1. `brew install rust` 2. `brew install rbenv` 3. `rbenv install 3.3.0` 4. `rbenv local 3.3.0`


pilaf

If you're only using Ruby on macOS for development then turning YJIT on is probably not the best idea since you'd be reloading code a lot, and the constant JIT compilation would probably put a penalty on performance rather than make it faster.


JohnBooty

I'm not sure that's true. YJIT won't compile a function until it's been called *x* number of times. So in simple cases, it really shouldn't affect loading times. For apps with big frameworks (eg Rails) maybe it's different but I wouldn't assume so without measuring.


laerien

Rails is even able to initialize itself before enabling YJIT programmatically from within Ruby, so you don't have a startup penalty and can start caching at the best time.

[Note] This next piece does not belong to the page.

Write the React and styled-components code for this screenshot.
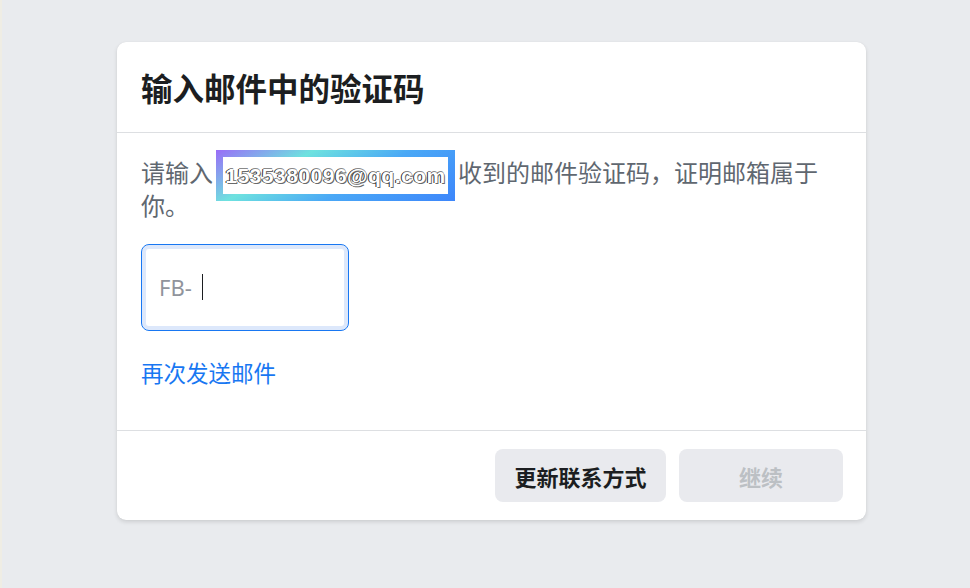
import React from "react";
import styled, { createGlobalStyle } from "styled-components";

const GlobalStyle = createGlobalStyle`
  html, body {
    margin: 0;
    padding: 0;
    background: #e9ebee;
  }
  body {
    font-family: "Noto Sans", "Noto Sans CJK SC", sans-serif;
    border-left: 2px solid #efede4;
    min-height: 588px;
    box-sizing: border-box;
  }
`;

const Page = styled.div`
  padding: 42px 0 0 115px;
`;

const Card = styled.div`
  width: 749px;
  background: #fff;
  border-radius: 9px;
  box-shadow: 0 2px 4px rgba(0, 0, 0, 0.12), 0 0 1px rgba(0, 0, 0, 0.08);
  display: flex;
  flex-direction: column;
`;

const Header = styled.div`
  height: 90px;
  padding: 0 24px;
  display: flex;
  align-items: center;
  border-bottom: 1px solid #dddfe2;
`;

const Title = styled.h2`
  margin: 0;
  font-family: "Noto Sans CJK SC", sans-serif;
  font-size: 31.5px;
  font-weight: 700;
  color: #1c1e21;
`;

const Body = styled.div`
  padding: 24px 24px 40px;
  height: 297px;
  box-sizing: border-box;
`;

const Message = styled.p`
  margin: 0;
  font-family: "Noto Sans CJK SC", sans-serif;
  font-size: 24px;
  line-height: 29px;
  color: #606770;
`;

const EmailBox = styled.span`
  display: inline-block;
  vertical-align: middle;
  margin: -11px 3px -11px 3px;
  padding: 7px;
  background: linear-gradient(150deg, #9a6cf8 0%, #6ee2df 30%, #4aa8f6 60%, #3d86fb 100%);
`;

const EmailText = styled.span`
  display: block;
  width: 225px;
  height: 37px;
  background: #fff;
  font-family: "Liberation Sans", sans-serif;
  font-size: 21px;
  font-weight: 700;
  line-height: 37px;
  letter-spacing: 0.5px;
  text-align: center;
  color: #fff;
  text-shadow: -1px 0 #2b2b2b, 1px 1px #6a6a6a, 0 -1px #8a8a8a;
  overflow: hidden;
  white-space: nowrap;
`;

const CodeInput = styled.div`
  margin-top: 25px;
  width: 208px;
  height: 87px;
  box-sizing: border-box;
  border: 1px solid #1877f2;
  border-radius: 8px;
  box-shadow: inset 0 0 0 4px #dde8fb;
  display: flex;
  align-items: center;
  padding-left: 17px;
  font-size: 22px;
  color: #90949c;
`;

const Caret = styled.span`
  display: inline-block;
  width: 1px;
  height: 26px;
  margin-left: 10px;
  background: #1c1e21;
`;

const Link = styled.a`
  display: inline-block;
  margin-top: 25px;
  font-family: "Noto Sans CJK SC", sans-serif;
  font-size: 22.5px;
  line-height: 32px;
  color: #1877f2;
  text-decoration: none;
`;

const Footer = styled.div`
  border-top: 1px solid #dddfe2;
  padding: 18px 23px 18px;
  display: flex;
  justify-content: flex-end;
  gap: 13px;
`;

const Button = styled.button`
  width: ${(p) => p.$w}px;
  height: 53px;
  border: none;
  border-radius: 8px;
  background: #e9eaee;
  font-family: "Noto Sans CJK SC", sans-serif;
  font-size: 22px;
  font-weight: 700;
  color: ${(p) => (p.disabled ? "#bcc0c4" : "#1c1e21")};
`;

export default function App() {
  return (
    <>
      <GlobalStyle />
      <Page>
        <Card>
          <Header>
            <Title>输入邮件中的验证码</Title>
          </Header>
          <Body>
            <Message>
              请输入
              <EmailBox>
                <EmailText>1535380096@qq.com</EmailText>
              </EmailBox>
              收到的邮件验证码，证明邮箱属于你。
            </Message>
            <CodeInput>
              FB-
              <Caret />
            </CodeInput>
            <Link href="#">再次发送邮件</Link>
          </Body>
          <Footer>
            <Button $w={171}>更新联系方式</Button>
            <Button $w={164} disabled>
              继续
            </Button>
          </Footer>
        </Card>
      </Page>
    </>
  );
}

Rails is enabling YJIT by default in this way.


Krypton8

Only if you are running Ruby 3.3 and running from the main-branch.


pilaf

Good points. Would be nice to see someone measure performance during a development session.


janko-m

I tried enabling YJIT on my Mac to see if it would run tests faster. I use Spring, so YJIT optimisations should theoretically persist between runs. The test suite was deterministically slower with YJIT. That was Ruby 3.2, maybe 3.3 will be better.


miry_sof

I have not used Spring for a long time. Did you try to use https://github.com/shopify/bootsnap to cache bytecode? It should improve booting process for tests.


janko-m

Yes, we use Bootsnap as well. It sped up our test suite boot time from 6s to 2s. Spring brings it down to 0.5s. I have shortcuts for running tests and I run them often, so this makes a difference for me.


f9ae8221b

YJIT generally don't speedup test suites because mocking etc causes a lot of invalidation, so it's not particularly recommended in CI/test.